Continuing with the historical data (222), the SPP refers to the total pressure loss in a system that occurs due to fluid friction. The SPP is a summation of pressure loss in annulus, pressure loss in drill string, pressure loss in bottom hole assembly (BHA), and pressure loss across the bit. The SPP is highly related to jet bit nozzle size selection and flow rate of the cleaning fluid determination, in order to ensure efficient cleaning of the drilled borehole and proper selection of mud pump liner. The LWD refers to measurement of formation properties during the excavation of or shortly after the borehole, through tools integrated into the BHA. The LWD has the advantage of measuring properties of a formation before drilling fluids invade deeply, and timely LWD data can be used to guide well placement, particularly in the zone of interests or in the most productive portion of the formation reservoir. Hookload refers to the actual weight of the drill string measured from the surface. Knowing the hookload helps a drilling person to control weight on bit and decide to increase or decrease the weight imposed on the drill bit.

In some embodiments, the real-time data (230) may include new well data (e.g., new well data (231)).
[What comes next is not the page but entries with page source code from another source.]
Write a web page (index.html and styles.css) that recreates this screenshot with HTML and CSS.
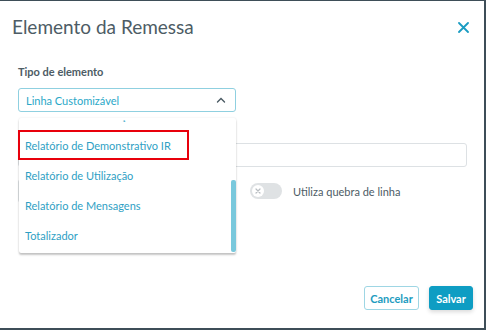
FILE: index.html
```html
<!DOCTYPE html>
<html lang="pt">
<head>
<meta charset="utf-8">
<link rel="stylesheet" href="styles.css">
</head>
<body>
<div class="modal">
  <header class="modal-header">
    <h1 class="modal-title">Elemento da Remessa</h1>
    <button class="close" aria-label="Fechar">
      <svg width="11" height="11" viewBox="0 0 11 11"><path d="M1 1L10 10M10 1L1 10" stroke="#1a9cc2" stroke-width="1.8" stroke-linecap="round"/></svg>
    </button>
  </header>
  <div class="modal-body">
    <label class="field-label">Tipo de elemento</label>
    <div class="select">
      <span>Linha Customizável</span>
      <svg width="10" height="6" viewBox="0 0 10 6"><path d="M1.5 5L5 1.5L8.5 5" fill="none" stroke="#4a5a63" stroke-width="1.4" stroke-linecap="round"/></svg>
    </div>
    <div class="input-wide"></div>
    <div class="row">
      <div class="input-half"></div>
      <div class="toggle-wrap">
        <span class="toggle"><span class="knob">
          <svg width="8" height="8" viewBox="0 0 8 8"><path d="M2 2L6 6M6 2L2 6" stroke="#b8bdc1" stroke-width="1.2" stroke-linecap="round"/></svg>
        </span></span>
        <span class="toggle-label">Utiliza quebra de linha</span>
      </div>
    </div>
    <div class="dropdown">
      <div class="viewport">
        <ul class="options">
          <li>Relatório de Cobrança</li>
          <li>Relatório de Demonstrativo IR</li>
          <li>Relatório de Utilização</li>
          <li>Relatório de Mensagens</li>
          <li>Totalizador</li>
        </ul>
      </div>
      <span class="thumb"></span>
    </div>
    <div class="highlight"></div>
  </div>
  <footer class="modal-footer">
    <button class="btn btn-secondary">Cancelar</button>
    <button class="btn btn-primary">Salvar</button>
  </footer>
</div>
</body>
</html>
```
FILE: styles.css
```css
* { box-sizing: border-box; }
html, body { margin: 0; padding: 0; }
body {
  width: 486px;
  height: 330px;
  background: #3e4e58;
  font-family: Lato, "Open Sans", sans-serif;
  overflow: hidden;
}
.modal {
  width: 484px;
  height: 327px;
  margin-top: 1px;
  background: #fff;
  display: flex;
  flex-direction: column;
}
.modal-header {
  display: flex;
  justify-content: space-between;
  align-items: flex-start;
  padding: 14px 15px 0 12px;
  height: 46px;
}
.modal-title {
  margin: 0;
  font-size: 19px;
  line-height: 24px;
  font-weight: 400;
  color: #4d5c65;
}
.close {
  border: 0;
  background: none;
  padding: 0;
  margin-top: 7px;
  width: 11px;
  height: 11px;
  display: flex;
}
.modal-body {
  position: relative;
  padding: 18px 0 0 18px;
  flex: 1;
}
.field-label {
  display: block;
  font-size: 11px;
  line-height: 14px;
  font-weight: 700;
  color: #4d5c65;
  margin-bottom: 9px;
}
.select {
  width: 218px;
  height: 24px;
  border: 1px solid #8fd0e0;
  border-radius: 3px;
  display: flex;
  align-items: center;
  justify-content: space-between;
  padding: 0 9px 0 7px;
  font-size: 11px;
  color: #2aa8c8;
}
.input-wide {
  margin-top: 31px;
  width: 449px;
  height: 24px;
  border: 1px solid #dde1e4;
  border-radius: 3px;
}
.row {
  display: flex;
  align-items: center;
  margin-top: 12px;
  gap: 14px;
}
.input-half {
  width: 218px;
  height: 24px;
  border: 1px solid #dde1e4;
  border-radius: 3px;
}
.toggle-wrap {
  display: flex;
  align-items: center;
  gap: 11px;
}
.toggle {
  width: 32px;
  height: 16px;
  border-radius: 8px;
  background: #dfe2e4;
  display: flex;
  align-items: center;
  padding-left: 2px;
}
.knob {
  width: 12px;
  height: 12px;
  border-radius: 50%;
  background: #fff;
  display: flex;
  align-items: center;
  justify-content: center;
}
.toggle-label {
  font-size: 11px;
  color: #4d5c65;
}
.dropdown {
  position: absolute;
  left: 19px;
  top: 71px;
  width: 217px;
  height: 135px;
  background: #fff;
  border-radius: 2px;
  box-shadow: 0 2px 2px rgba(0,0,0,0.22), 0 0 2px rgba(0,0,0,0.1);
  padding-top: 2px;
}
.viewport {
  height: 133px;
  overflow: hidden;
}
.options {
  list-style: none;
  margin: -19px 0 0 0;
  padding: 0;
}
.options li {
  height: 30px;
  line-height: 30px;
  padding-left: 6px;
  font-size: 11px;
  color: #2f9fc4;
  white-space: nowrap;
}
.thumb {
  position: absolute;
  right: 0;
  top: 62px;
  width: 5px;
  height: 72px;
  background: #79c8dc;
  border-radius: 2px;
}
.highlight {
  position: absolute;
  left: 18px;
  top: 83px;
  width: 171px;
  height: 30px;
  border: 2px solid #e8000c;
}
.modal-footer {
  display: flex;
  justify-content: flex-end;
  gap: 10px;
  padding: 0 11px 18px 0;
}
.btn {
  height: 24px;
  border-radius: 3px;
  font-family: Lato, "Open Sans", sans-serif;
  font-size: 11px;
  font-weight: 700;
  padding: 0;
}
.btn-secondary {
  background: #fff;
  border: 1px solid #9ed6e4;
  color: #1e9cc0;
  width: 55px;
}
.btn-primary {
  background: #0e9dc3;
  border: 1px solid #0e9dc3;
  color: #fff;
  width: 44px;
  box-shadow: 0 2px 4px rgba(0,0,0,0.15);
}
```
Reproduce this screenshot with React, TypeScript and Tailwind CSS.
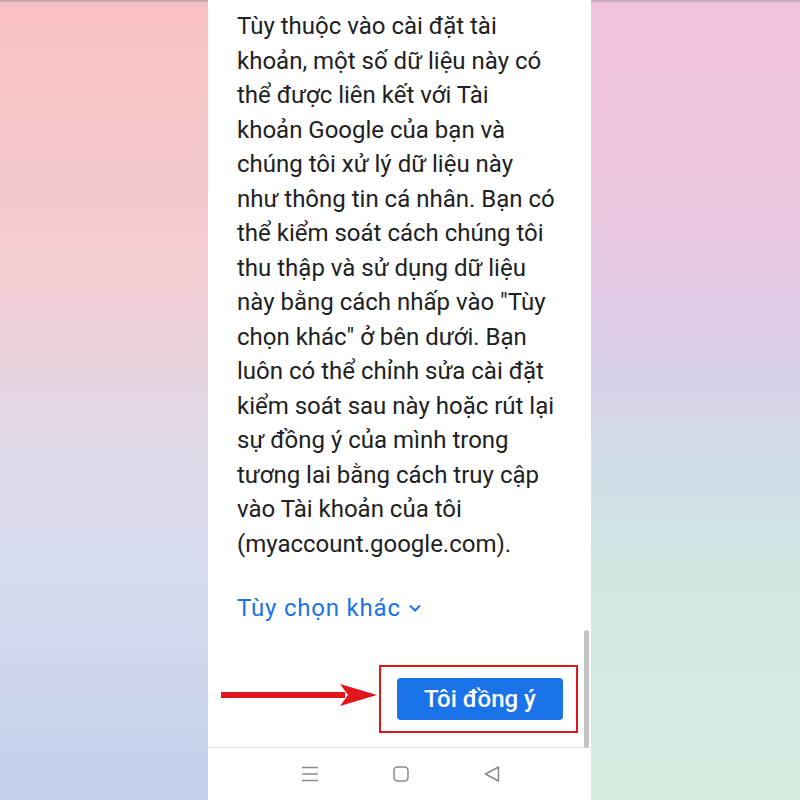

The new well data (231) may refer to real-time drilling surface data and real-time digital photos of new drill cuttings collected from the new well (121) at one or more new/different depths, as well as the actual depth at the time when these data are collected.

The drilling surface data of the new drill cuttings from the new well may also include real-time collected ROP, WOB, SPP, LWD, and hookload as described above.

Keeping with FIG. 2, the data controller (250) may be software and/or hardware implemented on any suitable computing device, and may include functionalities for collecting various data from the formation properties data source (210) and processing the collected data. For example, the data controller (250) may collect the training data (220) in different formats from the formation properties data source (210). The data controller may include data processors (e.g., data processor A (251), data processor B (252), and data processor C (253)) that further convert the collected training data to unified formats. For example, formats of the digital photos comprised in the lab measurements (221) may be, but not limited to, at least one of tif., tiff., gif., png., eps., and raw. In addition, formats of the drilling surface data comprised in the historical data (222) may be, but not limited to, at least one of .las files, txt files, and .xlsx files. Each of the data processors (251, 252, 253) has a functionality to convert a type of data in different formats into a single format. For example, the data processor A (251) may include functionality to convert formats of the collected digital photos of the existing drill cuttings from the training well A (111) into a format of png.; and the data processor B (252) may include functionality to convert formats of the collected drilling surface data of the training wells (111, 112, 113, 114) into a format of .txt.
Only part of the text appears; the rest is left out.